The modus operandi of the nations who vote on these matters of law and whose international teams may not benefit from the changes is to stifle any legislative reform by using stalling tactics. This involves funneling reforms that are perceived to be disadvantageous to their national team into a labyrinth of working groups and committees, which may then initiate new law trials in competitions across the globe that, once again, will require the results to undergo more evaluation. Rugby as a game comes a distant last behind their often misguided national interest.

Would this spectacle really be any worse at the bottom of a pool? Photograph: Ryan Byrne/Inpho
Would this spectacle really be any worse at the bottom of a pool? Photograph: Ryan Byrne/Inpho

This law is firmly in that category, as the Australians who first played under the law whereby the scrumhalf must remain at the midpoint of the scrum are about to turn 60 years of age.

WR’s statement confirms that most key law recommendations remain as law trials. Unions and competition owners may implement within their own competitions, as ‘closed trials’, the following ...”

  • Introduction of the 30-second shot clock for scrum and lineout setting and a maximum of 60 seconds for conversions [a reduction of 30 seconds] aligning with the time permitted for penalty kicks at goal.
  • The offside line at the scrum for the non-putting-in scrumhalf will be the middle of the tunnel.
  • The ball must be played after the maul has been stopped once, not twice.
  • Play on at a lineout if the ball is not thrown straight but only if the lineout is uncontested.
  • Revised on- and off-field sanction process. The combination of strong automatic off-field red card sanctions and the ability to replace a red-carded player after 20 minutes.

This means that, despite several of the proposed law changes having been successfully used in Super Rugby, none has been adopted into law.

The statement does say that in November WR will re-examine a number of other laws, including those regarding substitutions and “the impact of fatigue and the number and timing of replacements in the elite game to determine options that might create more space on the field while improving injury rates”.

In other words, the loophole in the laws that currently allows coaches to select benches dominated by behemoth forwards and discriminates against backline players has not been reformed in any way. This is a gross failure of stewardship by WR.

A minimum number of backs could be mandated on the replacement bench. Photograph: Shaun Botterill/Getty Images
A minimum number of backs could be mandated on the replacement bench. Photograph: Shaun Botterill/Getty Images

According to several leading doctors who specialise in brain trauma, the forward-dominated benches with increased numbers of fresh giants entering into the game is of grave concern. Yet this major issue of safety has also been kicked into the long grass of a “specialist working group”. An interim measure that would have solved a majority of the problems was to add a simple sentence to the law to state: “Each reserves bench must contain three specialist backs.” But that proved politically too difficult. Again, this is a gross failure in stewardship from WR.

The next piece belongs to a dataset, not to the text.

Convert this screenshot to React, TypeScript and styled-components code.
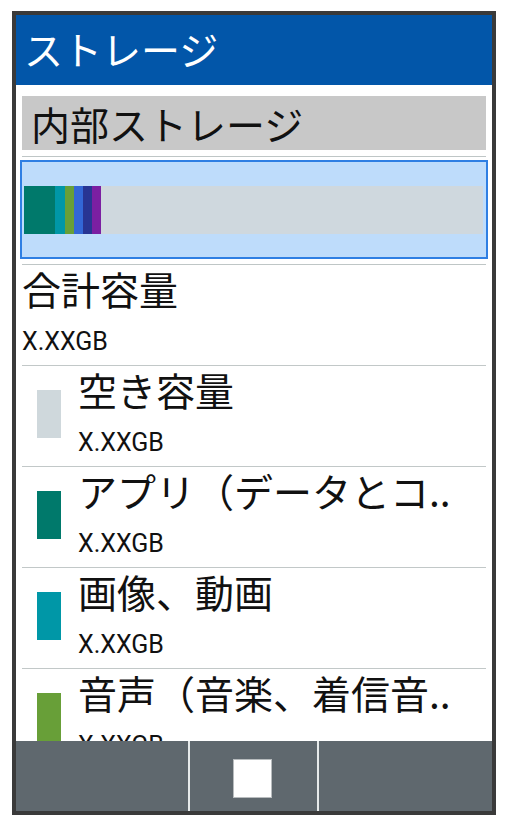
import React from "react";
import styled, { createGlobalStyle } from "styled-components";

const GlobalStyle = createGlobalStyle`
  html, body {
    margin: 0;
    padding: 0;
    background: #ffffff;
  }
  body {
    width: 507px;
    height: 826px;
    overflow: hidden;
  }
`;

const cjk = `"Noto Sans CJK JP", "Noto Sans", sans-serif`;
const latin = `Roboto, "Noto Sans CJK JP", sans-serif`;

const Frame = styled.div`
  box-sizing: border-box;
  margin: 11px 0 0 12px;
  width: 484px;
  height: 804px;
  border: 4px solid #3a3a3a;
  display: flex;
  flex-direction: column;
  background: #ffffff;
  overflow: hidden;
`;

const Header = styled.header`
  flex: 0 0 70px;
  box-sizing: border-box;
  background: #0256a9;
  color: #ffffff;
  display: flex;
  align-items: center;
  padding: 0 0 4px 8px;
  font: 400 39px/39px ${cjk};
`;

const Content = styled.main`
  flex: 1 1 auto;
  min-height: 0;
  overflow: hidden;
  padding: 11px 6px 0;
  display: flex;
  flex-direction: column;
`;

const SectionTitle = styled.div`
  flex: 0 0 54px;
  background: #c8c8c8;
  color: #111111;
  display: flex;
  align-items: center;
  padding-left: 9px;
  font: 400 39px/39px ${cjk};
`;

const Divider = styled.div<{ $top: number }>`
  flex: 0 0 1px;
  margin-top: ${(p) => p.$top}px;
  background: #bfc6c6;
`;

const StorageCard = styled.div`
  flex: 0 0 99px;
  box-sizing: border-box;
  margin: 3px -2px 0;
  border: 2px solid #2f7fe3;
  background: #bedcfb;
  padding: 24px 3px 0 2px;
`;

const UsageBar = styled.div`
  display: flex;
  height: 48px;
  background: #cfd8de;
`;

const Segment = styled.span<{ $color: string; $w: number }>`
  flex: 0 0 ${(p) => p.$w}px;
  background: ${(p) => p.$color};
`;

const Item = styled.div`
  flex: 0 0 101px;
  box-sizing: border-box;
  border-bottom: 1px solid #c2c8c8;
  display: flex;
  align-items: flex-start;
`;

const Swatch = styled.span<{ $color: string }>`
  flex: 0 0 24px;
  height: 48px;
  margin: 24px 17px 0 15px;
  background: ${(p) => p.$color};
`;

const Texts = styled.div`
  display: flex;
  flex-direction: column;
  min-width: 0;
`;

const Title = styled.div`
  padding-top: 4px;
  font: 400 39px/39px ${cjk};
  color: #111111;
  white-space: nowrap;
`;

const Value = styled.div`
  margin-top: 19px;
  font: 400 25px/30px ${latin};
  color: #111111;
  white-space: nowrap;
`;

const NavBar = styled.nav`
  flex: 0 0 70px;
  display: flex;
  background: #5f686e;
`;

const NavCell = styled.div<{ $w?: number; $divider?: boolean }>`
  flex: ${(p) => (p.$w ? `0 0 ${p.$w}px` : "1 1 auto")};
  box-sizing: border-box;
  border-left: ${(p) => (p.$divider ? "2px solid #e6eaea" : "none")};
  display: flex;
  align-items: center;
  justify-content: center;
`;

const HomeKey = styled.span`
  width: 39px;
  height: 39px;
  box-sizing: border-box;
  margin: 5px 3px 0 0;
  background: #ffffff;
  border: 1px solid #b8bcbe;
`;

const segments = [
  { color: "#00796b", w: 31 },
  { color: "#0097a7", w: 10 },
  { color: "#689f38", w: 9 },
  { color: "#3367d6", w: 9 },
  { color: "#283593", w: 9 },
  { color: "#7b1fa2", w: 9 },
];

const items = [
  { color: "#cfd8dc", title: "空き容量" },
  { color: "#00796b", title: "アプリ（データとコ.." },
  { color: "#0097a7", title: "画像、動画" },
  { color: "#689f38", title: "音声（音楽、着信音.." },
];

export default function App() {
  return (
    <>
      <GlobalStyle />
      <Frame>
        <Header>ストレージ</Header>
        <Content>
          <SectionTitle>内部ストレージ</SectionTitle>
          <Divider $top={6} />
          <StorageCard>
            <UsageBar>
              {segments.map((s, i) => (
                <Segment key={i} $color={s.color} $w={s.w} />
              ))}
            </UsageBar>
          </StorageCard>
          <Divider $top={5} />
          <Item>
            <Texts>
              <Title>合計容量</Title>
              <Value>X.XXGB</Value>
            </Texts>
          </Item>
          {items.map((it) => (
            <Item key={it.title}>
              <Swatch $color={it.color} />
              <Texts>
                <Title>{it.title}</Title>
                <Value>X.XXGB</Value>
              </Texts>
            </Item>
          ))}
        </Content>
        <NavBar>
          <NavCell $w={172} />
          <NavCell $w={129} $divider>
            <HomeKey />
          </NavCell>
          <NavCell $divider />
        </NavBar>
      </Frame>
    </>
  );
}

Finally, the WR statement addresses the “fan experience”, saying they wish to “focus on the moments in the game that really engage fans”.

Currently, our game is plagued by the twin scourges of scrum penalties and mauls. Far too many technical scrum penalties are either kicked for points or into touch; and.the following lineout is mauled. This is why benches are packed with forwards and backs are only required to defend.

None of that is “compelling storytelling”, nor is it producing “moments that really engage fans”. That is unless torrents of scrums and mauls float their boat.

Any story that is told with the possibility of 30 forwards dominating a single match will be as compelling as sticking your head underwater and watching a wrestling match at the bottom of a deep pool.